Porsche is not prepared to go into too much detail here ahead of the new SUV’s planned unveiling, but it does reveal the turbocharged 3.0-litre V6 in the Cayenne E-Hybrid has been detuned slightly, with power dropping from a previous 250kW to 224kW. However, the increase in electric reserves now gives it an added 6kW in overall system output at 346kW, together with 50Nm less torque than today’s model at 650Nm.
All plug-in hybrids adopt a new 25.9kWh battery, giving them an additional 11.8kWh of electric energy storage. They also support a higher charging capacity, with the standard on-board AC charging system now operating at up to 11kW rather than the peak 7.2kW previously. Revised software also brings a new charging strategy with a higher initial rate of charge, according to Fegg.
Again, Porsche won’t be drawn on specific details, but it says the new battery and software have increased the range of hybrid Cayenne models by up to 80 per cent. This should ensure an electric range of close to 80km for the facelifted Cayenne E-Hybrid.
Altogether, Porsche plans to launch three plug-in hybrid Cayenne models in 2023. So, along with successors to today’s E-Hybrid and SE-Hybrid, there’ll also be an additional petrol-electric model, details of which presently remain under wraps.
Not so the suspension, which in Porsche’s own words has been “fundamentally revised and further developed”. Changes here include the adoption of the Porsche Active Suspension Management (PASM) set-up with new twin-tube variable-rate dampers as standard on the steel suspension. The optional air suspension also returns twin-chamber plungers in place of the three-chamber units currently in use. Buyers will also be able to choose between a new range of tyres boasting taller sidewalls for a claimed improvement in comfort as part of the Cayenne’s midlife facelift.
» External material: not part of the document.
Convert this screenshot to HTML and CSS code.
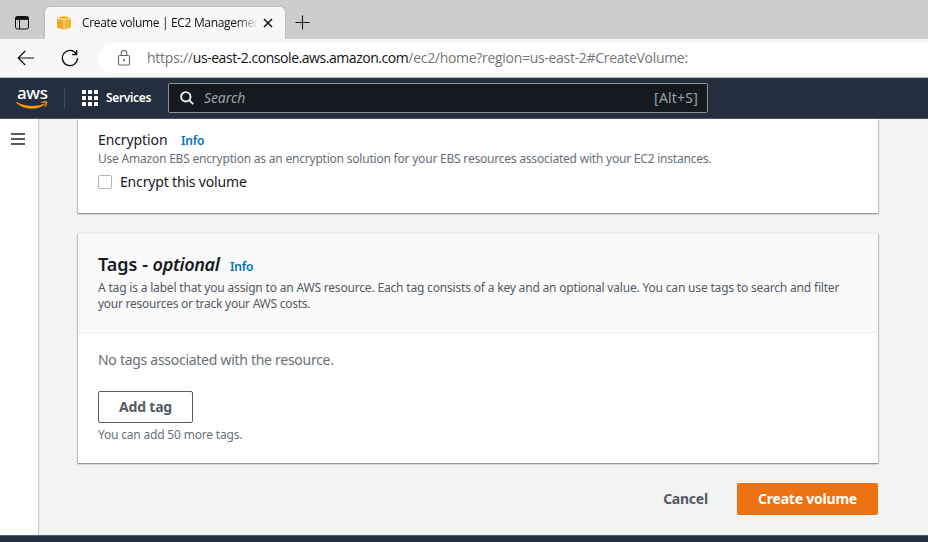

Additionally, there are tweaks to the rear-wheel steering system on higher-end models. It is claimed to provide a greater turning angle for the rear wheels at lower speeds for added agility in urban driving conditions. The brakes have also been reworked, with a new electronic booster now providing kinetic energy recuperation all the way to standstill and a more progressive pedal action.
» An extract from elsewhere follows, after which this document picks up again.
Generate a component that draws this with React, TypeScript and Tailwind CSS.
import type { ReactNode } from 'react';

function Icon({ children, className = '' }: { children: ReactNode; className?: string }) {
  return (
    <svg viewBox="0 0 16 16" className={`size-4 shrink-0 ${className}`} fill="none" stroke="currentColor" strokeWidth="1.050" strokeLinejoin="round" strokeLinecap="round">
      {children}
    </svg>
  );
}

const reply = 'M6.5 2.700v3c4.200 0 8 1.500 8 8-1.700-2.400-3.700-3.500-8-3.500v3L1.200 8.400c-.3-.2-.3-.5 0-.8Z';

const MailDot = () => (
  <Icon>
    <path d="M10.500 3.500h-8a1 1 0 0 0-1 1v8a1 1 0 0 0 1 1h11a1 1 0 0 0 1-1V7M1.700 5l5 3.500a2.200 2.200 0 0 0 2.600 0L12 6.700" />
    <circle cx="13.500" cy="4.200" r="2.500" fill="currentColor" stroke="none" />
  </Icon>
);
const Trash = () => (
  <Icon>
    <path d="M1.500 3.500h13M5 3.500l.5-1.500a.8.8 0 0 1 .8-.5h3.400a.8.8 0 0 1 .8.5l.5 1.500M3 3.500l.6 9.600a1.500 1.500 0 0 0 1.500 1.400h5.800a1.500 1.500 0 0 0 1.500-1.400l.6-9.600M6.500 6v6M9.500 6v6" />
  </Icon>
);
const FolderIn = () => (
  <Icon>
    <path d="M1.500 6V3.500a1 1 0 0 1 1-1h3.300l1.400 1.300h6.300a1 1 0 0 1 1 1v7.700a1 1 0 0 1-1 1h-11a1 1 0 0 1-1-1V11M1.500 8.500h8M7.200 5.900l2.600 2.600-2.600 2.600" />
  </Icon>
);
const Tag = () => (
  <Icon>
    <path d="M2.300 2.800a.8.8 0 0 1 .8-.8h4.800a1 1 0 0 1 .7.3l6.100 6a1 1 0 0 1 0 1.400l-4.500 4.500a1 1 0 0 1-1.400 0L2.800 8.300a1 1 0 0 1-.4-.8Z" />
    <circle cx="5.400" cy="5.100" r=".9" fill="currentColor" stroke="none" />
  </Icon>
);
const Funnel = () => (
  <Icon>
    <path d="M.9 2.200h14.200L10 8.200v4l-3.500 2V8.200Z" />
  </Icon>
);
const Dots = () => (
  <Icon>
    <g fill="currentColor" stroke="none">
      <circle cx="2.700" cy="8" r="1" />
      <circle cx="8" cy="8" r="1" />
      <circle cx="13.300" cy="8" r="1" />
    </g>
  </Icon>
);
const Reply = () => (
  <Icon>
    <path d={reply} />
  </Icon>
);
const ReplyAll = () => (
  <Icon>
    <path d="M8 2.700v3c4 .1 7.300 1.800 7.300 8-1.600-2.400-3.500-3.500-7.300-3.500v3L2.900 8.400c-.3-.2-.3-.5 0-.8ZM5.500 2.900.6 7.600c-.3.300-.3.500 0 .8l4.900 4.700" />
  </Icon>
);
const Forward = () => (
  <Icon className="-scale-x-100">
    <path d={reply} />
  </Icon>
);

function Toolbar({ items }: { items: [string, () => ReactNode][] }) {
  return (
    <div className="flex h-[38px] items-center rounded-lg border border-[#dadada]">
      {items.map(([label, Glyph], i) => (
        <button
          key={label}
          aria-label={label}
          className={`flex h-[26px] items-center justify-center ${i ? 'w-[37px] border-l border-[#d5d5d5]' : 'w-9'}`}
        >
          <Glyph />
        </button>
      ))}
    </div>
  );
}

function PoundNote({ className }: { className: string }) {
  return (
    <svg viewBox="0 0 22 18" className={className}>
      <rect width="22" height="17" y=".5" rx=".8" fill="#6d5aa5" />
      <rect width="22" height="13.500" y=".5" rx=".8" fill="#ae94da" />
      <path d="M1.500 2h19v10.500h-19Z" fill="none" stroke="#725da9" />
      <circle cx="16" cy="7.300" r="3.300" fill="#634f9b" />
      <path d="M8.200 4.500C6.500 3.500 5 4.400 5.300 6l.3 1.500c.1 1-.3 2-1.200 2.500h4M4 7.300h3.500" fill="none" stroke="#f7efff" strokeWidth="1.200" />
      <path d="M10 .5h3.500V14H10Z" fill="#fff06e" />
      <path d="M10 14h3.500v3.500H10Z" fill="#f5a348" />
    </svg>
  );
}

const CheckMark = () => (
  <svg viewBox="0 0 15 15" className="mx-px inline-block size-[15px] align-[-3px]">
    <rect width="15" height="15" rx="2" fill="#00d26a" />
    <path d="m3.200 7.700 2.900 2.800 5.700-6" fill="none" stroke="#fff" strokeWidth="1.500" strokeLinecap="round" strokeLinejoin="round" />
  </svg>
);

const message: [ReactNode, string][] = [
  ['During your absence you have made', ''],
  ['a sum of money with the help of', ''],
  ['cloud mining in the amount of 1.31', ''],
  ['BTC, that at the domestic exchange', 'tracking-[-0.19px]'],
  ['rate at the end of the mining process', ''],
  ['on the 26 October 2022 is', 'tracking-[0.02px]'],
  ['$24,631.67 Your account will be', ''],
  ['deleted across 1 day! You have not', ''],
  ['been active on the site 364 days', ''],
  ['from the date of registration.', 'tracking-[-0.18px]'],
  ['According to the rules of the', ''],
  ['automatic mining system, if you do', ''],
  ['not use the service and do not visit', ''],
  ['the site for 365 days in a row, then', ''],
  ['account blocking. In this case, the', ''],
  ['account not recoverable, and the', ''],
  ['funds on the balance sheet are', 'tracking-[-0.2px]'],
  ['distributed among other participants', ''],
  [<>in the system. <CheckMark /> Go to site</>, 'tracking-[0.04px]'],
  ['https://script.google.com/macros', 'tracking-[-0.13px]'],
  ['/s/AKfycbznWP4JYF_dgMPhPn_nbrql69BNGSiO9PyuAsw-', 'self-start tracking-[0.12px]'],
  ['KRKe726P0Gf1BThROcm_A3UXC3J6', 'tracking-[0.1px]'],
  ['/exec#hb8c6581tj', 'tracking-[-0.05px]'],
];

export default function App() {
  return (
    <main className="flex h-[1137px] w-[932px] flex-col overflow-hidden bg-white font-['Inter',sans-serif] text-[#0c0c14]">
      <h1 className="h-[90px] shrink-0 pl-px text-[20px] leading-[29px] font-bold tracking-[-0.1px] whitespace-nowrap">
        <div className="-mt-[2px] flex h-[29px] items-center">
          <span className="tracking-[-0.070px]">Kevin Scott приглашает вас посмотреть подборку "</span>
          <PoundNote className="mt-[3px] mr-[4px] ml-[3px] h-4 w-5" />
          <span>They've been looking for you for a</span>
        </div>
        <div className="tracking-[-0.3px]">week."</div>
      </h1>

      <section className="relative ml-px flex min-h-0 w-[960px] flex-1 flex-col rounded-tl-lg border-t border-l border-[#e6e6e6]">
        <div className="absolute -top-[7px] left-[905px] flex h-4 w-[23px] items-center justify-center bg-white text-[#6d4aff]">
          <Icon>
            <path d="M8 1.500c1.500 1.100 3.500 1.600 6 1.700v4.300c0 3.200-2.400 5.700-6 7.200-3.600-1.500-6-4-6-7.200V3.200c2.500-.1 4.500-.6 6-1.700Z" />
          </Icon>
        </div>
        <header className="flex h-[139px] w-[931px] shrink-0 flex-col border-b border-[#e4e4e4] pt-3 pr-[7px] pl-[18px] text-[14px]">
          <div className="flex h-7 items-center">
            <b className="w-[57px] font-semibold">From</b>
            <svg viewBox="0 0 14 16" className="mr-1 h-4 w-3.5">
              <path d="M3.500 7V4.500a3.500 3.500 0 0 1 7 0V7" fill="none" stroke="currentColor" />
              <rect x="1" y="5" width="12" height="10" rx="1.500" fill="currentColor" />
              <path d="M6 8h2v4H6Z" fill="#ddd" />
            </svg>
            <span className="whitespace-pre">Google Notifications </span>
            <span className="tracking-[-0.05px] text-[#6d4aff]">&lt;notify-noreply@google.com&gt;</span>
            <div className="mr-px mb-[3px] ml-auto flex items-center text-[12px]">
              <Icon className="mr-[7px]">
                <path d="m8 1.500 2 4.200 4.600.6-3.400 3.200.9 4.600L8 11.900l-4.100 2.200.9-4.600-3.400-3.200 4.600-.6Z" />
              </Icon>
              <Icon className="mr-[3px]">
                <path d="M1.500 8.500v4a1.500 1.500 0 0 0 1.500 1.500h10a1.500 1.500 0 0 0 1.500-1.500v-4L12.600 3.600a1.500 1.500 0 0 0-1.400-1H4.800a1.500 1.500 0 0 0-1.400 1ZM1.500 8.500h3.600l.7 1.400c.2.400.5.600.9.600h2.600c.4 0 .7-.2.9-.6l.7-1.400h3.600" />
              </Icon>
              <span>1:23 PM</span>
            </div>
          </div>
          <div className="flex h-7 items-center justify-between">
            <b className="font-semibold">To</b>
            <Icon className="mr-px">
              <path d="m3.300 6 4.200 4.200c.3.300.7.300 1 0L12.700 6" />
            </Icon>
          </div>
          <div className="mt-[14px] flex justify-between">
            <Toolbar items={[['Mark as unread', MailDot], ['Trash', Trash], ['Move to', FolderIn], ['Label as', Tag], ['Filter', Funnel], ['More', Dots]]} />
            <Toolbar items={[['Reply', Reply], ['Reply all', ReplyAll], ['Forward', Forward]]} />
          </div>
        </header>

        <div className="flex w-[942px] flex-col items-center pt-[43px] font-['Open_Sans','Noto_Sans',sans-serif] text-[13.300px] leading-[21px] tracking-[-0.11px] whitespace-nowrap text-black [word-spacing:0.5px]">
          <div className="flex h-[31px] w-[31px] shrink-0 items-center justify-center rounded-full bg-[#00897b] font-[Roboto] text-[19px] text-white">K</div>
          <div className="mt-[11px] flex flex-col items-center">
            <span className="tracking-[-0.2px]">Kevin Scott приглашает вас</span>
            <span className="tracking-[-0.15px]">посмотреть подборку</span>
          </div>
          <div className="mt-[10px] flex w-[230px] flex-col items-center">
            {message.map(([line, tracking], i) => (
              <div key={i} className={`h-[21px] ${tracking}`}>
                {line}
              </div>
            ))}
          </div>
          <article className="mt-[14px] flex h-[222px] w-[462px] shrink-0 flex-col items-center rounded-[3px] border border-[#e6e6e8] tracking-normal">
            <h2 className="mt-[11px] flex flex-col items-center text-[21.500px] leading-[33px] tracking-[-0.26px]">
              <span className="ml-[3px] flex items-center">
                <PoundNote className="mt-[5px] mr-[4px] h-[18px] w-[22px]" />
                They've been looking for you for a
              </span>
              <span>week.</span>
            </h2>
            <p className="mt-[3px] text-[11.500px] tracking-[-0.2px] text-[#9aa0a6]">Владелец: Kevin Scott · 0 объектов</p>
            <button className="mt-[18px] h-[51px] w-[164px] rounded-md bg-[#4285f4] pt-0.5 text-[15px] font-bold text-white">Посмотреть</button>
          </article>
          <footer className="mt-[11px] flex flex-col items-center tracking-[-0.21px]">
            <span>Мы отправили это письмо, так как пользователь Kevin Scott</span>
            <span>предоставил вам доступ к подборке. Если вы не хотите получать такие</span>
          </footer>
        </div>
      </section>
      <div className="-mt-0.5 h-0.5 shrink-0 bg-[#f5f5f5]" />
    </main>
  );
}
Inside, the new Cayenne receives a Taycan-like makeover. We can’t show you it yet, but there is a heavily restyled dashboard housing a 12.7-inch curved instrument display, a revised version of the current model’s 12.3-inch infotainment display and an additional 10.9-inch display for the front passenger.
The gear lever has been dispensed with entirely within the centre console. It is replaced by a toggle-style lever similar to that seen on Porsche’s flagship electric model and mounted high up within easy reach of a new standard multi-function steering wheel, which like all recent new Porsche models receives a rotary controller for the various driving modes. The Cayenne’s head-up display unit has also been reworked with new augmented reality graphics.
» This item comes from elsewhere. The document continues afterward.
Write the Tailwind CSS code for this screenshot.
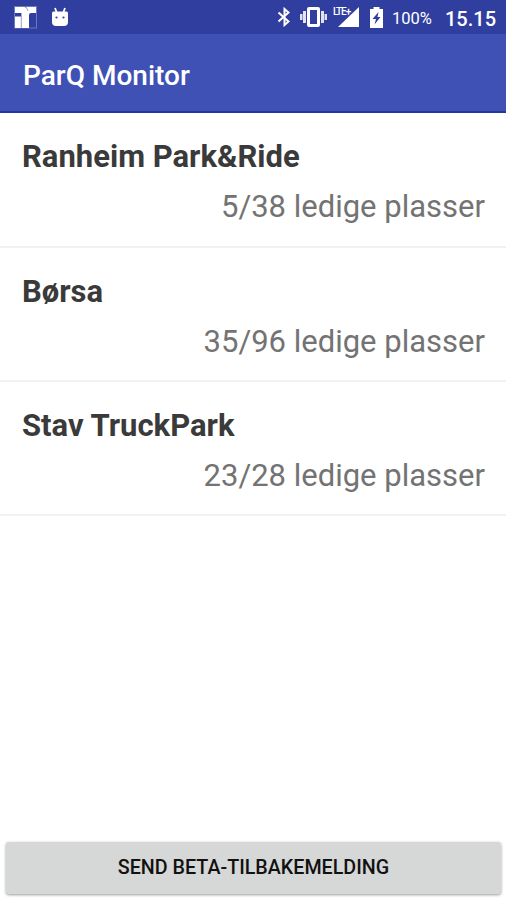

Additionally, the door trims have been restyled, the charging pad upgraded to 15W (61W via the USB connection), and there is also a new air-conditioning and ventilation system that, together, is claimed to provide vastly improved filtering of air.
The changes to the interior certainly provide the 2023-model-year Cayenne with a more contemporary feel and a greater dash of digital flair from the firmly cushioned driver’s seat. Together, they make the facelifted model a more compelling ownership proposition. They’re not only reserved for internal combustion engine versions of the Porsche SUV, though. Porsche is developing an electric version of the Cayenne for launch around the middle of the decade, or so we hear, and it will also be used here.
It’s been a long time since we’ve driven a Cayenne S. However, the prototype we drove proved the decision to replace the existing Audi-developed V6 with a more powerful Porsche-built V8 has definitely raised its appeal.
With a 0–100km/h time of around 5.0sec and a top speed close to 270km/h, there’s added punch to the performance, which is clearly stronger than before. With greater torque at lower revs, the new engine also provides the facelifted Cayenne with a more relaxing gait at typical highways speeds in combination with a revised set of gear ratios from the standard eight-speed automatic gearbox.
It is also smoother across a wider range of revs than the smaller-capacity powerplant it replaces, adding to the otherwise impressive mechanical refinement in everyday driving conditions. It all makes you wonder if it is worth paying extra for the Cayenne Turbo.
It is not just quick and refined in a straight line, either. The current Cayenne S is already one of the most engaging SUVs in its class, and this reputation is further enhanced with the measures brought to the facelifted model. It points remarkably well, with great precision to the electro-mechanical steering. The rear-wheel steering system also ensures great agility, while the four-wheel-drive system plays an integral role by delivering outstanding traction. It manages to carry substantial speed into corners while continuing to deliver masses of grip.
The switch back to a two-chamber air suspension imbues the facelifted model with an improved body control and added compliance to the ride in combination with new larger aspect ratio tyres, which Porsche claims provide greater isolation of road shock. The new set-up makes for a broader spread between the suppression of roll and outright comfort.
Hardly a transformation in terms of driving characteristics then. But very little was needed to keep the Cayenne ahead of the competition.
Since its introduction to the Porsche line-up more than 20 years ago, the upmarket SUV has managed to establish itself at the top of its class for overall performance and dynamics, and on the strength of this brief drive, we’d be surprised if its leadership in these areas is not maintained by the facelifted model.
The biggest change for 2023 centres around the Taycan-inspired interior. It is far more contemporary than that used by the existing Cayenne, subjectively making the 2023 iteration of the flagship Porsche SUV a much nicer and more compelling car to both operate and travel in.